> _Stated exercise_: Word for word, transcribe the lines below and drop the pictures.

> _Source material_:
-- Begin --
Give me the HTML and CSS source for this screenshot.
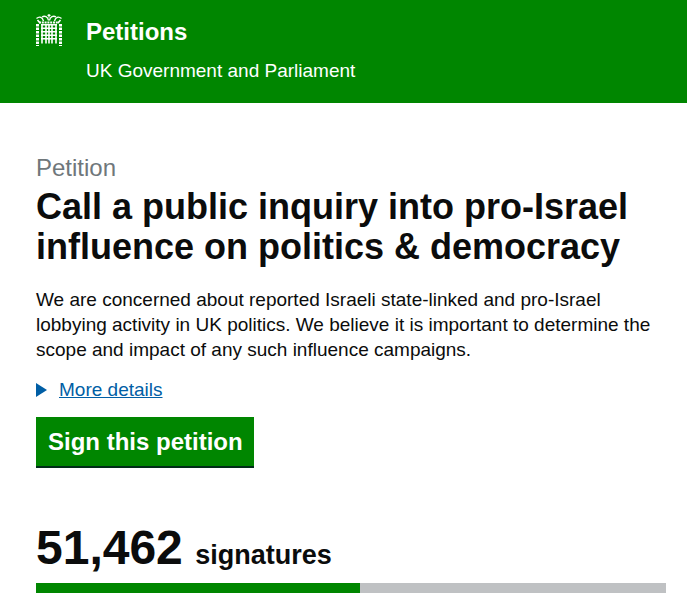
FILE: index.html
```html
<!DOCTYPE html>
<html lang="en">
<head>
<meta charset="utf-8">
<title>Petitions</title>
<link rel="stylesheet" href="styles.css">
</head>
<body>
<header class="site-header">
  <svg class="crest" viewBox="0 0 26 32" width="26" height="32" aria-hidden="true">
    <g fill="none" stroke="#fff">
      <path d="M13 0v3.500M11.500 1.300h3" stroke-width="1.200"/>
      <path d="M.5 4.500c3-2.500 6-1.500 7 2.500M25.500 4.500c-3-2.500-6-1.500-7 2.500M6 3c2.500-1.500 6-.5 6.500 3.500M20 3c-2.500-1.500-6-.5-6.500 3.500" stroke-width="1.400"/>
      <path d="M1.500 6l2.500 3M24.500 6l-2.500 3" stroke-width="1.600"/>
      <path d="M3 8.500h20" stroke-width="2.200" stroke-dasharray="2 .8"/>
      <path d="M5 10.800h16M5 14.300h16M5 17.800h16M5 21.300h16M5 24.800h16" stroke-width="1.400"/>
      <path d="M6 10v19.500M10 10v19.500M13 10v19.500M16 10v19.500M20 10v19.500" stroke-width="1.600"/>
      <path d="M1.500 10v22M24.500 10v22" stroke-width="3" stroke-dasharray="2.500 1"/>
    </g>
  </svg>
  <div class="header-text">
    <div class="site-title">Petitions</div>
    <div class="site-sub">UK Government and Parliament</div>
  </div>
</header>
<main class="content">
  <div class="caption">Petition</div>
  <h1 class="title">Call a public inquiry into pro-Israel influence on politics &amp; democracy</h1>
  <p class="summary">We are concerned about reported Israeli state-linked and pro-Israel lobbying activity in UK politics. We believe it is important to determine the scope and impact of any such influence campaigns.</p>
  <div class="details"><span class="arrow"></span><a class="details-link" href="#">More details</a></div>
  <a class="button" href="#">Sign this petition</a>
  <div class="count"><span class="count-num">51,462</span> <span class="count-label">signatures</span></div>
  <div class="bar"><div class="bar-fill" style="width:51.43%"></div></div>
</main>
</body>
</html>
```
FILE: styles.css
```css
html, body { margin: 0; padding: 0; background: #fff; }
body { font-family: "Liberation Sans", Arial, sans-serif; color: #0b0c0c; }
.site-header { background: #008600; height: 103px; box-sizing: border-box; padding: 14px 0 0 36px; display: flex; gap: 24px; color: #fff; }
.crest { flex: none; }
.header-text { display: flex; flex-direction: column; }
.site-title { font-size: 24px; font-weight: 700; line-height: 30px; margin-top: 3px; }
.site-sub { font-size: 19px; line-height: 25px; margin-top: 11px; }
.content { padding: 52px 21px 0 36px; }
.caption { font-size: 24px; line-height: 26px; color: #6f777b; }
.title { margin: 6px 0 0; font-size: 36px; line-height: 40px; font-weight: 700; }
.summary { margin: 20px 0 0; font-size: 19px; line-height: 25px; }
.details { margin-top: 15px; font-size: 19px; line-height: 25px; display: flex; align-items: center; gap: 12px; }
.arrow { width: 0; height: 0; border-left: 11px solid #005ea5; border-top: 7px solid transparent; border-bottom: 7px solid transparent; }
.details-link { color: #005ea5; text-decoration: underline; }
.button { display: inline-block; box-sizing: border-box; width: 218px; margin-top: 15px; padding: 0 12px; height: 49px; line-height: 50px; background: #008600; color: #fff; font-size: 24px; font-weight: 700; text-decoration: none; white-space: nowrap; box-shadow: 0 2px 0 #002d18; }
.count { margin-top: 58px; line-height: 48px; white-space: nowrap; }
.count-num { font-size: 48px; font-weight: 700; }
.count-label { font-size: 27px; font-weight: 700; margin-left: 8px; }
.bar { height: 10px; background: #bfc1c3; }
.bar-fill { height: 100%; background: #008600; }
```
-- End --
> _Result_:
Give me the HTML and CSS source for this screenshot.
FILE: index.html
```html
<!DOCTYPE html>
<html lang="en">
<head>
<meta charset="utf-8">
<title>Petitions</title>
<link rel="stylesheet" href="styles.css">
</head>
<body>
<header class="site-header">
  <svg class="crest" viewBox="0 0 26 32" width="26" height="32" aria-hidden="true">
    <g fill="none" stroke="#fff">
      <path d="M13 0v3.500M11.500 1.300h3" stroke-width="1.200"/>
      <path d="M.5 4.500c3-2.500 6-1.500 7 2.500M25.500 4.500c-3-2.500-6-1.500-7 2.500M6 3c2.500-1.500 6-.5 6.500 3.500M20 3c-2.500-1.500-6-.5-6.500 3.500" stroke-width="1.400"/>
      <path d="M1.500 6l2.500 3M24.500 6l-2.500 3" stroke-width="1.600"/>
      <path d="M3 8.500h20" stroke-width="2.200" stroke-dasharray="2 .8"/>
      <path d="M5 10.800h16M5 14.300h16M5 17.800h16M5 21.300h16M5 24.800h16" stroke-width="1.400"/>
      <path d="M6 10v19.500M10 10v19.500M13 10v19.500M16 10v19.500M20 10v19.500" stroke-width="1.600"/>
      <path d="M1.500 10v22M24.500 10v22" stroke-width="3" stroke-dasharray="2.500 1"/>
    </g>
  </svg>
  <div class="header-text">
    <div class="site-title">Petitions</div>
    <div class="site-sub">UK Government and Parliament</div>
  </div>
</header>
<main class="content">
  <div class="caption">Petition</div>
  <h1 class="title">Call a public inquiry into pro-Israel influence on politics &amp; democracy</h1>
  <p class="summary">We are concerned about reported Israeli state-linked and pro-Israel lobbying activity in UK politics. We believe it is important to determine the scope and impact of any such influence campaigns.</p>
  <div class="details"><span class="arrow"></span><a class="details-link" href="#">More details</a></div>
  <a class="button" href="#">Sign this petition</a>
  <div class="count"><span class="count-num">51,462</span> <span class="count-label">signatures</span></div>
  <div class="bar"><div class="bar-fill" style="width:51.43%"></div></div>
</main>
</body>
</html>
```
FILE: styles.css
```css
html, body { margin: 0; padding: 0; background: #fff; }
body { font-family: "Liberation Sans", Arial, sans-serif; color: #0b0c0c; }
.site-header { background: #008600; height: 103px; box-sizing: border-box; padding: 14px 0 0 36px; display: flex; gap: 24px; color: #fff; }
.crest { flex: none; }
.header-text { display: flex; flex-direction: column; }
.site-title { font-size: 24px; font-weight: 700; line-height: 30px; margin-top: 3px; }
.site-sub { font-size: 19px; line-height: 25px; margin-top: 11px; }
.content { padding: 52px 21px 0 36px; }
.caption { font-size: 24px; line-height: 26px; color: #6f777b; }
.title { margin: 6px 0 0; font-size: 36px; line-height: 40px; font-weight: 700; }
.summary { margin: 20px 0 0; font-size: 19px; line-height: 25px; }
.details { margin-top: 15px; font-size: 19px; line-height: 25px; display: flex; align-items: center; gap: 12px; }
.arrow { width: 0; height: 0; border-left: 11px solid #005ea5; border-top: 7px solid transparent; border-bottom: 7px solid transparent; }
.details-link { color: #005ea5; text-decoration: underline; }
.button { display: inline-block; box-sizing: border-box; width: 218px; margin-top: 15px; padding: 0 12px; height: 49px; line-height: 50px; background: #008600; color: #fff; font-size: 24px; font-weight: 700; text-decoration: none; white-space: nowrap; box-shadow: 0 2px 0 #002d18; }
.count { margin-top: 58px; line-height: 48px; white-space: nowrap; }
.count-num { font-size: 48px; font-weight: 700; }
.count-label { font-size: 27px; font-weight: 700; margin-left: 8px; }
.bar { height: 10px; background: #bfc1c3; }
.bar-fill { height: 100%; background: #008600; }
```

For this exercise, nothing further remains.